Count lines with the string "components" in them. State the number alone.
******
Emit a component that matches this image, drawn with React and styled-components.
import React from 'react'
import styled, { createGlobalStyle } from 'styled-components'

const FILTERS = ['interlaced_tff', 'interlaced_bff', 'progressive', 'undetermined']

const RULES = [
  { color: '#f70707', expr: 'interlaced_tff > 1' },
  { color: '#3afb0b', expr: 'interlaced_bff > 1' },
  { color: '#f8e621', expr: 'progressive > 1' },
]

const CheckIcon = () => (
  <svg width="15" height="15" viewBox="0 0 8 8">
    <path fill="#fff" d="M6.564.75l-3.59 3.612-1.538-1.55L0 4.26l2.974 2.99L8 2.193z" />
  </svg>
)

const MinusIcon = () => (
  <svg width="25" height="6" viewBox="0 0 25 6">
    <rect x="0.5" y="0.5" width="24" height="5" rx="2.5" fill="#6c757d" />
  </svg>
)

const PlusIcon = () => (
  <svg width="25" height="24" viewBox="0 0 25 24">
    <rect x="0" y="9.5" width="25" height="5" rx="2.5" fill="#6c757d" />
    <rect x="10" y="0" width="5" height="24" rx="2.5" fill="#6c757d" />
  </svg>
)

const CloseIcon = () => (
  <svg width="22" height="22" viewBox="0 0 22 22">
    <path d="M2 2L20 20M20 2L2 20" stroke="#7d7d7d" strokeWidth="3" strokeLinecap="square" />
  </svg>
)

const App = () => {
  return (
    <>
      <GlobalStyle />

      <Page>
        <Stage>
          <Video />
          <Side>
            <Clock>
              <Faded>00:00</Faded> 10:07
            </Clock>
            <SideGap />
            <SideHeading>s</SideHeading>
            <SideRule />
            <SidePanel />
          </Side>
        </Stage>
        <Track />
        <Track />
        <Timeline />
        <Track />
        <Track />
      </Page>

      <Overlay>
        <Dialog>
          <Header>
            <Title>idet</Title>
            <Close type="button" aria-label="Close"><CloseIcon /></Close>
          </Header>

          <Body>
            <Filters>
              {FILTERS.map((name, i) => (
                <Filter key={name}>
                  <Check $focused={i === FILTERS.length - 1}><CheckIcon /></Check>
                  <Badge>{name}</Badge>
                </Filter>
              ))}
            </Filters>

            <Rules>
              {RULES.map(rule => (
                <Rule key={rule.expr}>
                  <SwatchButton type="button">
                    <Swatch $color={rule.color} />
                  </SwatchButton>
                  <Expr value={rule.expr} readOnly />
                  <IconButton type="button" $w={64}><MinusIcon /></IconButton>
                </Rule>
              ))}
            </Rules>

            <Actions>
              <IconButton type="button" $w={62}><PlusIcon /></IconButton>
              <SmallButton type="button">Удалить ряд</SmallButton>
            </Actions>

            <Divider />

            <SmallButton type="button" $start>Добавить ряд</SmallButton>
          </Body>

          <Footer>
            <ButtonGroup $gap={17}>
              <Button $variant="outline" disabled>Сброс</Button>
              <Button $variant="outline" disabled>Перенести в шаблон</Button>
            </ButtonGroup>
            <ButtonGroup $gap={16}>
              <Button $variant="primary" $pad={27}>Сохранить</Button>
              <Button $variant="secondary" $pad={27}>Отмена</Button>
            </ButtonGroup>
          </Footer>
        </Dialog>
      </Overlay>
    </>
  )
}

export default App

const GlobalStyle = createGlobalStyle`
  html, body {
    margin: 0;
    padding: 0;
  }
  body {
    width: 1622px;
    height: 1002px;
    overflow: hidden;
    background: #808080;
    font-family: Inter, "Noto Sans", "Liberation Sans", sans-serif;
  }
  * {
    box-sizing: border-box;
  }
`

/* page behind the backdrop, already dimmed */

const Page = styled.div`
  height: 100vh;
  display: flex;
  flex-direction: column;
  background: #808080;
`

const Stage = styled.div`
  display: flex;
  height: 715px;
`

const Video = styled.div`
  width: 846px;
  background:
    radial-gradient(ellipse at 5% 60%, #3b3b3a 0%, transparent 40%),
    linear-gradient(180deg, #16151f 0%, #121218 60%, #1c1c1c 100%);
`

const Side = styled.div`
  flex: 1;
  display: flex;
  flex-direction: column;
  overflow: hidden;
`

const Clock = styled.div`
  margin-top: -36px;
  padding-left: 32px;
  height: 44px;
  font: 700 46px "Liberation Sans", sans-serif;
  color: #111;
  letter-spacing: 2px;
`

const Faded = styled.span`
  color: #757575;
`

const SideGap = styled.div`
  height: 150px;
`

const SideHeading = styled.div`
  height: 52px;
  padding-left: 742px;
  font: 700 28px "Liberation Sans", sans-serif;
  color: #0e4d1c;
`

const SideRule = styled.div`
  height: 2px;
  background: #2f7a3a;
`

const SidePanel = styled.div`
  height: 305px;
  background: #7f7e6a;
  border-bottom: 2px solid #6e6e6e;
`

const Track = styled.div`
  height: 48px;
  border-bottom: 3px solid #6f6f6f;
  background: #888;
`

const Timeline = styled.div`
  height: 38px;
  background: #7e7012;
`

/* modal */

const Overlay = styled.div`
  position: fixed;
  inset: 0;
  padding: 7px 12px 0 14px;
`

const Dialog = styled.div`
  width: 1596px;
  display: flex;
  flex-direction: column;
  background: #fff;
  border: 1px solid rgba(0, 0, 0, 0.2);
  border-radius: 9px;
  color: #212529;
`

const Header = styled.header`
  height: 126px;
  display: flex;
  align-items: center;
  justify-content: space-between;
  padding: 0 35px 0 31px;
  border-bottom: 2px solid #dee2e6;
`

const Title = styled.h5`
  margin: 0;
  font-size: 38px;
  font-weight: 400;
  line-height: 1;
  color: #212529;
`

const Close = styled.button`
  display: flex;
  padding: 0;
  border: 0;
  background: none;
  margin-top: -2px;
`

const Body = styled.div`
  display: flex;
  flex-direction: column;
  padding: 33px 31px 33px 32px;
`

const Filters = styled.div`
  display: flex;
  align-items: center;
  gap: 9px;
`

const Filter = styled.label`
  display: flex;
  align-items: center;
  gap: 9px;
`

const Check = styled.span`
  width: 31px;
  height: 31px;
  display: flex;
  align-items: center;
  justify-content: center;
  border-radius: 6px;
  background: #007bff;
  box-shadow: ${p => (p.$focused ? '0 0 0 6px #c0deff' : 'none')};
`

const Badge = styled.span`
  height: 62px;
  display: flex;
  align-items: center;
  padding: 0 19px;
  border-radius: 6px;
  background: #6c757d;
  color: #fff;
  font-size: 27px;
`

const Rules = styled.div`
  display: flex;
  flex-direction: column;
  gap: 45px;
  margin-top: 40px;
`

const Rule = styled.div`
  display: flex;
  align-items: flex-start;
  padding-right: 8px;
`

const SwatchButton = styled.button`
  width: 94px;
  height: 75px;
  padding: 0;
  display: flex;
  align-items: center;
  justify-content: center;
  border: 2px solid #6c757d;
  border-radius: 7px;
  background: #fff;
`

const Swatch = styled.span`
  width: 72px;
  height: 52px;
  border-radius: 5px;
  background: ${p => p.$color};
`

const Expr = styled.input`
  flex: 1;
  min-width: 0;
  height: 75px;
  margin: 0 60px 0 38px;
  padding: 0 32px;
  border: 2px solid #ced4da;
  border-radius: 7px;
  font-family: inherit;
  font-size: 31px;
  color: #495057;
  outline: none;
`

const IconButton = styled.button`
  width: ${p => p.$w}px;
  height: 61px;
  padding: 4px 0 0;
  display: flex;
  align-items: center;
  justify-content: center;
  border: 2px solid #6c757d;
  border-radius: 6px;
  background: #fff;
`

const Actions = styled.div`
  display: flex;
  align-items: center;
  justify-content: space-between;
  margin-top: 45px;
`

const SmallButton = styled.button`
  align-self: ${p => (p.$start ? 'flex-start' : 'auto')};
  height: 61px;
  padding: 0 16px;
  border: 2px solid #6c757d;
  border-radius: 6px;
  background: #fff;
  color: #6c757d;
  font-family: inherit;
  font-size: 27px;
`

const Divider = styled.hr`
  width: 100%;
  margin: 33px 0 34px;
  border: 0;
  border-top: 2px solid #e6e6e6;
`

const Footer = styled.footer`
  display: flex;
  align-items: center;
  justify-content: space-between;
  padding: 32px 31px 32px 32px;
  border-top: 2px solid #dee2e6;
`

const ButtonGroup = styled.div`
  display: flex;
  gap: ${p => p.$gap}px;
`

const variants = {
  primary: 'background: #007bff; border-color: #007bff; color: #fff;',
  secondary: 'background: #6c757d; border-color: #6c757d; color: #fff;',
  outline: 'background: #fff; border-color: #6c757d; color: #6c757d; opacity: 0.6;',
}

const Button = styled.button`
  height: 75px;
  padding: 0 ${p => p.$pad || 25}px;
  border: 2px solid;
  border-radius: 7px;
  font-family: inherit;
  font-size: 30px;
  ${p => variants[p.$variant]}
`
******
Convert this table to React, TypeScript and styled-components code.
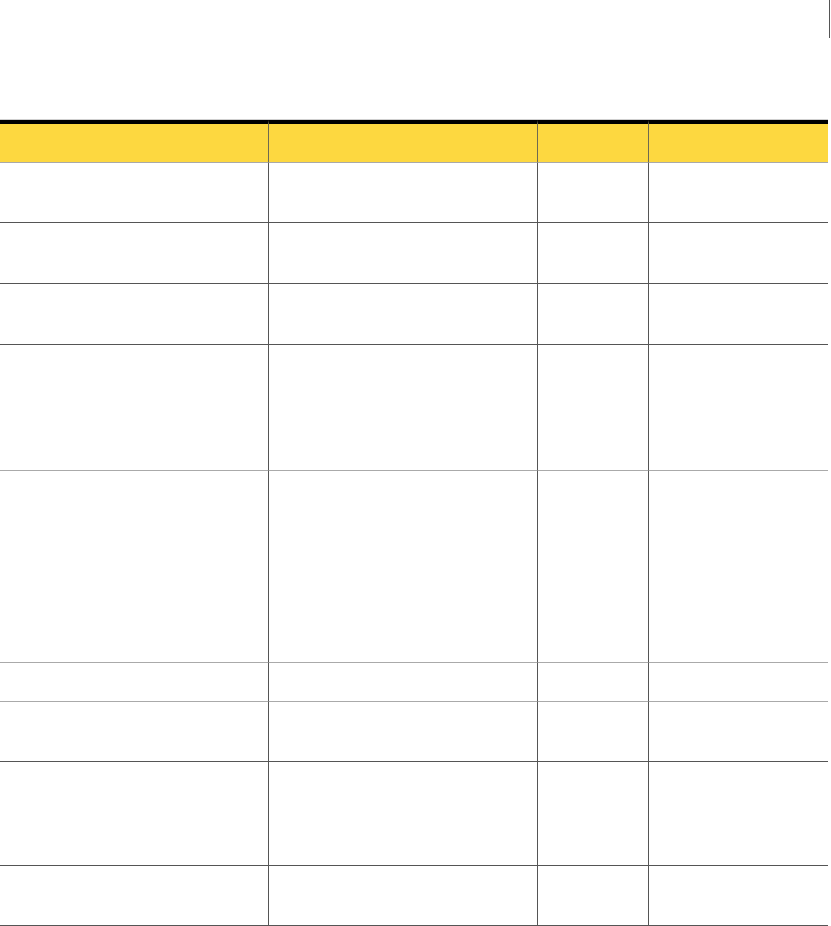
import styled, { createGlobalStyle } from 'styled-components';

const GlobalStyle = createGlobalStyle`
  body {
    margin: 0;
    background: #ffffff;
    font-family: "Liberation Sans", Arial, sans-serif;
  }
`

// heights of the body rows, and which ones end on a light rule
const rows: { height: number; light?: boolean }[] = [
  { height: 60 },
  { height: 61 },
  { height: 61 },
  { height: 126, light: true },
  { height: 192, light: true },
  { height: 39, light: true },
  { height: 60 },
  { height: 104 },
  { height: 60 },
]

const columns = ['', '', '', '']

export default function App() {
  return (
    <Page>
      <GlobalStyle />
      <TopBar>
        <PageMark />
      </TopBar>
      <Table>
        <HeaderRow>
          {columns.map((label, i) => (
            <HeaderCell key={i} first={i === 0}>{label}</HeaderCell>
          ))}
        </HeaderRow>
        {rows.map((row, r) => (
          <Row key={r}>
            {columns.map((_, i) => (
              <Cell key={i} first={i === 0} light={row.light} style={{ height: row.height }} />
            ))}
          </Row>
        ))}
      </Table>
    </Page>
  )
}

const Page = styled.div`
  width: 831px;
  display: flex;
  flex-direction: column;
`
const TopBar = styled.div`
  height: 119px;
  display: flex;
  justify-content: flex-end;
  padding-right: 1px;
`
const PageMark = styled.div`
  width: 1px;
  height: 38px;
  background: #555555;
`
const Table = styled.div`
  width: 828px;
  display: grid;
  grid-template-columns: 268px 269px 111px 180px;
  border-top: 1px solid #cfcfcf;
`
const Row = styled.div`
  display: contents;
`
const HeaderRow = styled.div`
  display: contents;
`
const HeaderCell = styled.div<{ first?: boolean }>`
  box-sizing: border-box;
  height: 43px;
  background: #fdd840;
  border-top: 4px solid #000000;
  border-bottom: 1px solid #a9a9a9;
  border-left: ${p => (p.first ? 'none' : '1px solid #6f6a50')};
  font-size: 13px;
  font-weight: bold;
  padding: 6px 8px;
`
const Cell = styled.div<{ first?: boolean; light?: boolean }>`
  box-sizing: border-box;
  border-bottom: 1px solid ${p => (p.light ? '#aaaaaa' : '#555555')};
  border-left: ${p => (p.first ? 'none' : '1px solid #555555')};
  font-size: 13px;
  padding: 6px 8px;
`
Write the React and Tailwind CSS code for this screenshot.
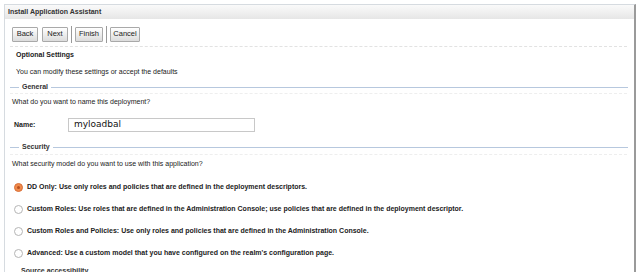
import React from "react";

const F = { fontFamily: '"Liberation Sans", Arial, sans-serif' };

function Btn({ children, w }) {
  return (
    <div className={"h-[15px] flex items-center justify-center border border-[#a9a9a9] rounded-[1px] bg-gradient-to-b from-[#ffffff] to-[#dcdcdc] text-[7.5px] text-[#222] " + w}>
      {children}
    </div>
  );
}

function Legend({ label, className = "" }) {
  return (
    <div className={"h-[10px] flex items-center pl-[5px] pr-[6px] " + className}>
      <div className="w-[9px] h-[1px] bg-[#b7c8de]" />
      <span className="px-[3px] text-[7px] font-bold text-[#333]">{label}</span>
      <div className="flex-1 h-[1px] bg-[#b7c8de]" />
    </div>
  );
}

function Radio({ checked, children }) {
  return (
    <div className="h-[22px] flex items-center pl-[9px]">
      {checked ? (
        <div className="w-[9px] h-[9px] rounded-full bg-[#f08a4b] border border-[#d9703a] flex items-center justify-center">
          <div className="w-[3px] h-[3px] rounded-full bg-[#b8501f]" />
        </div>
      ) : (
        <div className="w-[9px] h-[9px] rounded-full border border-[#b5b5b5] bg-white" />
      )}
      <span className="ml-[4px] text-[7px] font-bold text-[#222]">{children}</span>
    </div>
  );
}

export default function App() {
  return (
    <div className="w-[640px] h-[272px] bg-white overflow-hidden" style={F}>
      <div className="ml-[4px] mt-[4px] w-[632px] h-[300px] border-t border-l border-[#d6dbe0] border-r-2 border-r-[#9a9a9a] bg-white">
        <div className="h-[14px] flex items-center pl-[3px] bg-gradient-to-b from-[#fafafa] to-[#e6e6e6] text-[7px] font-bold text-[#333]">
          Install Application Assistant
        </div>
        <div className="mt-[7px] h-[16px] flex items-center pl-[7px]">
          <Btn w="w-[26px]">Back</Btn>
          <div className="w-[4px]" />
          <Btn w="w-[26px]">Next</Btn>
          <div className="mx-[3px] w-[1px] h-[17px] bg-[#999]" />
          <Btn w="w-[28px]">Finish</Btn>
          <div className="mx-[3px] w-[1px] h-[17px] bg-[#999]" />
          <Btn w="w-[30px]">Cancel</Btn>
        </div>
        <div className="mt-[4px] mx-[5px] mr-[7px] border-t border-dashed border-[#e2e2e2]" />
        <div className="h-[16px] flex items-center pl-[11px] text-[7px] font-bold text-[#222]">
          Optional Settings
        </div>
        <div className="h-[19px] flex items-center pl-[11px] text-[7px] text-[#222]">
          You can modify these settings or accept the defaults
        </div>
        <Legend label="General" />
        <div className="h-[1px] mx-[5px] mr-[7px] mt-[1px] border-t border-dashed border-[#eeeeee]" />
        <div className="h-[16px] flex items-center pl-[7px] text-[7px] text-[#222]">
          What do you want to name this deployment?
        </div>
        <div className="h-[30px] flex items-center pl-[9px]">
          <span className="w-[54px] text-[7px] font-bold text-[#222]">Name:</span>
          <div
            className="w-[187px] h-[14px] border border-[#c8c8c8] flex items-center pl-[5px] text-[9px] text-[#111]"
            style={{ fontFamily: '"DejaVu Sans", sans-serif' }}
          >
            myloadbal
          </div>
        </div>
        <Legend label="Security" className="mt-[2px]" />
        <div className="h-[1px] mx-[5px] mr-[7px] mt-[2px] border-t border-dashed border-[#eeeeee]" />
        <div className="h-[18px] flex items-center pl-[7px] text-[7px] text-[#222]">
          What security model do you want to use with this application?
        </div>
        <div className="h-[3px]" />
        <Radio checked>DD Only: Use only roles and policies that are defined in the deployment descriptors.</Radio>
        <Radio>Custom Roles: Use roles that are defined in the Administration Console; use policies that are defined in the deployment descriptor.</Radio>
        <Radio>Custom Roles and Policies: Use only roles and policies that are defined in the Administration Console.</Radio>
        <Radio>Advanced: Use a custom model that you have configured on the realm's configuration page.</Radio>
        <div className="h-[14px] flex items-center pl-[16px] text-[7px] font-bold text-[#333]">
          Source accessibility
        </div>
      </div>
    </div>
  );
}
******
* **EXPECTED OUTPUT**:
4